Окружающий нас пейзаж растворялся в осенних сизых сумерках. Оккупанты и беженцы, сбившись в группы, топились прямо на дороге и по обочинам. Я спрыгнул с повозки и пошел к ближним деревьям, однако там оказалось слишком много народа, в частности, маркитанток, заведовавших кострами и мне пришлось углубиться дальше в лес. Откуда там взялся мой давешний тщедушный мужичок, я сразу не понял. Он шел за мной следом, приветливо улыбался и кивал головой. Я сначала решил, что он хочет меня поблагодарить за заступничество, но когда мужик подошел совсем близко, то улыбка сползла с его лица. Теперь он смотрел на меня строго и скорбно. Я стоял и ждал, что он скажет. Он вдруг заговорщицки мне подмигнул, так же как и в прошлый раз. Потом скороговоркой сказал:
– Благодарствую вас, мосье.
Я ему кивнул.
– Ну, да ладно, – продолжил он, вынимая правой рукой из левого рукава длинный нож.

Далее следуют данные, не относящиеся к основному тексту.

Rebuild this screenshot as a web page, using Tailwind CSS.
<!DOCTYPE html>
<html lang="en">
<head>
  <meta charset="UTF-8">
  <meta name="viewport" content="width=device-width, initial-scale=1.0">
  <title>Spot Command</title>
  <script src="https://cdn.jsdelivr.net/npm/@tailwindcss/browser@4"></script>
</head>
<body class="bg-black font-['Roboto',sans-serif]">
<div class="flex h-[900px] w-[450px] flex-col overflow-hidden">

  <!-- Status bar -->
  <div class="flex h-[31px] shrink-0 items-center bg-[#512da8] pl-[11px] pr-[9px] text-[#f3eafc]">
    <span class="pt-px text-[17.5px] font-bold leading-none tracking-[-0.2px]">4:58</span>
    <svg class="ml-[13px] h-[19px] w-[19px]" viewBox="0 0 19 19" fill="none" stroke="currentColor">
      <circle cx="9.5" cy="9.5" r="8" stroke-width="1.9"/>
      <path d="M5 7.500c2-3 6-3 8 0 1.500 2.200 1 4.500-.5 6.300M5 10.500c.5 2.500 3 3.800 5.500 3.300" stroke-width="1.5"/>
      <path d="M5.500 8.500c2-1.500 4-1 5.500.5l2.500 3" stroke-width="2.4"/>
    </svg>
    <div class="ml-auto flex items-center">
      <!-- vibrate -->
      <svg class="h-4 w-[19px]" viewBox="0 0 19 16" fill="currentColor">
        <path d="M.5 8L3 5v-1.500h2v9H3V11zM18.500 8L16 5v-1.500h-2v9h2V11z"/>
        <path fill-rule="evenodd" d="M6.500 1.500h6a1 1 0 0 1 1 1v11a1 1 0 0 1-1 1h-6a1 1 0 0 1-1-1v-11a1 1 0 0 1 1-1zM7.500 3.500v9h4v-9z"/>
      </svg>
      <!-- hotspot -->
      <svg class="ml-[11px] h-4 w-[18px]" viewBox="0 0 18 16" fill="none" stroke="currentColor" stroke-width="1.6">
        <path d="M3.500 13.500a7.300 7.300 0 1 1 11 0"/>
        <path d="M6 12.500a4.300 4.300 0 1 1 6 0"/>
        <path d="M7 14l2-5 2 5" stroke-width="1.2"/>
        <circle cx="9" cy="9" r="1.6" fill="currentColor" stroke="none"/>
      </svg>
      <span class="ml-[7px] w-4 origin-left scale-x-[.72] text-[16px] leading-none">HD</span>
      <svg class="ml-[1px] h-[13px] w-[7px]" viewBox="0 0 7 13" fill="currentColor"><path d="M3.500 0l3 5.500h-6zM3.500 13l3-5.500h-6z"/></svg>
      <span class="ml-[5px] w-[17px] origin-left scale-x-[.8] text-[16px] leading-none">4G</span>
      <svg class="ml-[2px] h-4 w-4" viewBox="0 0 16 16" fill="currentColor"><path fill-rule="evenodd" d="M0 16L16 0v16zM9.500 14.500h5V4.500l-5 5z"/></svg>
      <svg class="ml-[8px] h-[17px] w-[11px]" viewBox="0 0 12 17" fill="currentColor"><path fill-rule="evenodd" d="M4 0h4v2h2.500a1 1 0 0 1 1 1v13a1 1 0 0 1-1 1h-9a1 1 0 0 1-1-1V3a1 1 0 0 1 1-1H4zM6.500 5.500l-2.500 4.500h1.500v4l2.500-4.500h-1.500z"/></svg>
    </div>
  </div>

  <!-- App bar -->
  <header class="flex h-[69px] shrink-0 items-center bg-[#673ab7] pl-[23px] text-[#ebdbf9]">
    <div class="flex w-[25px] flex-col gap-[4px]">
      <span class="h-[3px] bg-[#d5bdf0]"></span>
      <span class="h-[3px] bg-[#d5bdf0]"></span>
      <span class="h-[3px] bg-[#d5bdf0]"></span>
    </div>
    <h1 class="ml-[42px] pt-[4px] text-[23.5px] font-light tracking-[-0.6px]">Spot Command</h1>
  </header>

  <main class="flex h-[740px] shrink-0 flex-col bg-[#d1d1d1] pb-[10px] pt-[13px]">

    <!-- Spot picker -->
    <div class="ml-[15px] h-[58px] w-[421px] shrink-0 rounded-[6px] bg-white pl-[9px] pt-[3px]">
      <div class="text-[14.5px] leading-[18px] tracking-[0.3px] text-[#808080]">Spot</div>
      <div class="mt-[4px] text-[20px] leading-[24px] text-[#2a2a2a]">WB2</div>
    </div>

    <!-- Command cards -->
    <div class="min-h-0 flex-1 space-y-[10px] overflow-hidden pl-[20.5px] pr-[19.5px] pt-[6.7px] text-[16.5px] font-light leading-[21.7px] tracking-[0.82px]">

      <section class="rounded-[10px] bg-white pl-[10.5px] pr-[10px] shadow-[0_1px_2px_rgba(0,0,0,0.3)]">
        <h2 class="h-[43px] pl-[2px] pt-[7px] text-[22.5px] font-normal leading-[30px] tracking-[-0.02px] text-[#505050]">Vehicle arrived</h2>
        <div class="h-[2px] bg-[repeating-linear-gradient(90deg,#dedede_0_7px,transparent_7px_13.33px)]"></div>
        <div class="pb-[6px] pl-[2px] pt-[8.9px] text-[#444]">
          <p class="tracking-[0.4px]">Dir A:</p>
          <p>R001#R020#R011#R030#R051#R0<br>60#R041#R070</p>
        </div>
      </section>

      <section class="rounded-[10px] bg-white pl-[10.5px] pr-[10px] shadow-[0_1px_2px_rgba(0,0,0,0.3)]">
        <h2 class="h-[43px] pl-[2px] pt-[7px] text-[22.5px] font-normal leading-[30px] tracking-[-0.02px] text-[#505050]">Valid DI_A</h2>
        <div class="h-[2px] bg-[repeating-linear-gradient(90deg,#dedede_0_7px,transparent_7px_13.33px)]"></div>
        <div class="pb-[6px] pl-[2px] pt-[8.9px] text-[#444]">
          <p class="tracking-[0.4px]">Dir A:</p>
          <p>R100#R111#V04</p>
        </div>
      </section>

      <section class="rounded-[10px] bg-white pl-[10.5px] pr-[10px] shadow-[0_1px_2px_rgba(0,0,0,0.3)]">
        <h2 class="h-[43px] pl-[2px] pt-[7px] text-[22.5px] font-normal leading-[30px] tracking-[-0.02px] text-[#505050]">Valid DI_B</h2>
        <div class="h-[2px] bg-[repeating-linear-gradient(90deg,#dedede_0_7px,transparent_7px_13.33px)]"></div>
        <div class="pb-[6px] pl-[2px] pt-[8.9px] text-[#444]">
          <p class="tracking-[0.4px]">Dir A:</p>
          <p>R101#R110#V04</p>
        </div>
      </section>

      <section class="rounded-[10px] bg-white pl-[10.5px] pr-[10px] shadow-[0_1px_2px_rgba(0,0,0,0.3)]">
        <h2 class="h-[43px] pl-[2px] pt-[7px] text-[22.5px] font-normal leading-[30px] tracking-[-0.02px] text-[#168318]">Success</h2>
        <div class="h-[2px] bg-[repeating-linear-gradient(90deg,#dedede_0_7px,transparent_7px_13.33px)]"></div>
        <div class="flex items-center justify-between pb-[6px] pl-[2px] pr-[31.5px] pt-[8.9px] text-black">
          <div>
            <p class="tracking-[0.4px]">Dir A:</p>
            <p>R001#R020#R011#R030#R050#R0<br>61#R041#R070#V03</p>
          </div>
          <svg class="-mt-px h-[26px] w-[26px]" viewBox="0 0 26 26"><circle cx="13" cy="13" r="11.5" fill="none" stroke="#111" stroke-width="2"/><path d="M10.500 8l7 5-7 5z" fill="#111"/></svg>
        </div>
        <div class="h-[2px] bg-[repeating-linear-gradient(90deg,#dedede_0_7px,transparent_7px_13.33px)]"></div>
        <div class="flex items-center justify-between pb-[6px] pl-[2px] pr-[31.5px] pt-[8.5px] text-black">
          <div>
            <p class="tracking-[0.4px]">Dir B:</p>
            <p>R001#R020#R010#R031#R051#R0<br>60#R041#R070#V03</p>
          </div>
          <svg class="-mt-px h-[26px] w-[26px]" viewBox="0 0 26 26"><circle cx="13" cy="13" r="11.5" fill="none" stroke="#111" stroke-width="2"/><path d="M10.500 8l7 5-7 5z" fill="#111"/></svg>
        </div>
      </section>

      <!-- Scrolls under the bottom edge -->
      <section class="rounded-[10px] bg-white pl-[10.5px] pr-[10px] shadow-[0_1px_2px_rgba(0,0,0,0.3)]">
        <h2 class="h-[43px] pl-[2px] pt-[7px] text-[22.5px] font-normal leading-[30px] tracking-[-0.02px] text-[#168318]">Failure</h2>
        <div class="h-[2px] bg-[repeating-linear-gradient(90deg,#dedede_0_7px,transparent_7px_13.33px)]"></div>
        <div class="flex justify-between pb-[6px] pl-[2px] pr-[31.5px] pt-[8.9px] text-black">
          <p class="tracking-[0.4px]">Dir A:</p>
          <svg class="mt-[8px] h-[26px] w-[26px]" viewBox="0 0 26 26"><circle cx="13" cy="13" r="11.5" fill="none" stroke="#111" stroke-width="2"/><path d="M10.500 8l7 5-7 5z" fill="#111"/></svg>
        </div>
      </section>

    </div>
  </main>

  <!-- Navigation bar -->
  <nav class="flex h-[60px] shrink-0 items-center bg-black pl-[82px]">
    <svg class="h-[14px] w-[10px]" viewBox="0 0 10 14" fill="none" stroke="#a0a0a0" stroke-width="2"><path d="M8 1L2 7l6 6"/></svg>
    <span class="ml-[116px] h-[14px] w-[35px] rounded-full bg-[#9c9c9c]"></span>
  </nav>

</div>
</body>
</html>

Что «ладно», я выяснять не стал, и попытался схватить его за руку. Мужик был хоть тщедушный, но оказался очень вертким, отскочил в сторону и стремительно бросившись на меня, попытался ударить ножом в живот. Я был совершенно не готов к нападению, но все-таки сумел отбить удар. Он не успокоился и бросился на меня снова. Только на этот раз мне удалось поймать его за руку и вывернуть кисть. Мужик сопротивления не оказал, выронил нож, дернулся несколько раз, и неожиданно заплакал.
– Что ж, твоя взяла, ирод, режь меня, убивай! Только смотри, Господь тебя за то не похвалит!
От неожиданности, я не сразу нашелся, что сказать. Потом, не зная, что дальше делать с этим странным типом, решил все-таки спросить:
– Мужик, ты, случаем, умом не тронулся? Я за тебя заступился, а ты на меня с ножом бросаешься?
Не знаю, как люди реагируют на заговорившее дерево, но мой «убивец» отреагировал на мой голос очень болезненно. Он вскрикнул и повалился на колени:
– Прости, голубь сизокрылый, ошибся окаянный, думал, что ты и есть сам Бонапартий!
Теперь уже мне впору было заплакать. День и так был слишком насыщен событиями, вскоре предстояла встреча с умным генералом, встреча, которая еще неизвестно чем кончится, а тут объявляется придурок с ножом и подозревает во мне Наполеона.
– Так ты, что, Бонапарта здесь ловишь!? Я что, по-твоему, на него похож?
– Все наши грехи! – отирая слезы, сообщил мужик. – Ошибочка, видать, получилась. Я как тебя увидел, сразу же подумал, вдруг ты он и есть Бонапартий! Схож ты с ним ликом, право, одно лицо!
– Я с Бонапартом? Да ты его когда-нибудь видел? – уже с каким-то нервным смешком, спросил я.
– Не доводилось, – честно признался мужик, – но свое понятие имею.
– Ты ошибся, – сказал я, отчего-то чувствуя внутри себя полную опустошенность, – я не Бонапарт и даже не француз. И шел бы ты отсюда, пока жив, подобру-поздорову.
– Никак не могу, – тихо сказал он. – Ежели ты и не Бонапартий, значит тогда лукавый, а я зарок дал претерпеть за веру и правду. Даже если ты отпустишь меня, я тебя все одно найду и покараю.
– Лучше не ищи! – посоветовал я, начиная терять терпение. – Попадешься мне на пути, не посмотрю, что ты наш, таких батогов получишь, на всю жизнь запомнишь!